Emergency information concerning Americans traveling abroad
may be obtained from the Office of Overseas Citizens Services
at (202) 647-5225. For after-hours emergencies, Sundays and
holidays, call 202-647-4000.
The National Passport Information Center (NPIC) is the U.S.
Department of State's single, centralized public contact center
for U.S. passport information. Telephone: 1-877-4USA-PPT (1-877-487-2778).
Customer service representatives and operators for TDD/TTY are
available Monday-Friday, 8:00 a.m. to 8:00 p.m., Eastern Time,
excluding federal holidays.
Travelers can check the latest health information with the
U.S. Centers for Disease Control and Prevention in Atlanta,
Georgia. A hotline at 877-FYI-TRIP (877-394-8747) and a web
site at http://www.cdc.gov/travel/index.htm give the most recent
health advisories, immunization recommendations or requirements,
and advice on food and drinking water safety for regions and
countries. A booklet entitled Health Information for International
Travel (HHS publication number CDC-95-8280) is available from
the U.S. Government Printing Office, Washington, DC 20402, tel.
(202) 512-1800.
Information on travel conditions, visa requirements, currency
and customs regulations, legal holidays, and other items of
interest to travelers also may be obtained before your departure
from a country's embassy and/or consulates in the U.S. (for
this country, see "Principal Government Officials"
listing in this publication).
U.S. citizens who are long-term visitors or traveling in dangerous
areas are encouraged to register their travel via the State
Department’s travel registration web site at https://travelregistration.state.gov
or at the Consular section of the U.S. embassy upon arrival
in a country by filling out a short form and sending in a copy
of their passports. This may help family members contact you
in case of an emergency.
Further Electronic Information
Department of State Web Site. Available on the Internet at http://www.state.gov,
the Department of State web site provides timely, global access
to official U.S. foreign policy information, including Background
Notes and daily press briefings along with the directory of
key officers of Foreign Service posts and more.
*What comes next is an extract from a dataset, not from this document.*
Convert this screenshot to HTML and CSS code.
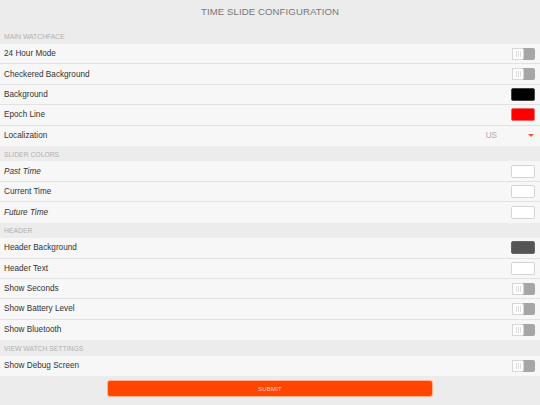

Export.gov provides a portal to all export-related assistance
and market information offered by the federal government and
provides trade leads, free export counseling, help with the
export process, and more.
STAT-USA/Internet, a service of the U.S. Department of Commerce,
provides authoritative economic, business, and international
trade information from the Federal government. The site includes
current and historical trade-related releases, international
market research, trade opportunities, and country analysis and
provides access to the National Trade Data Bank.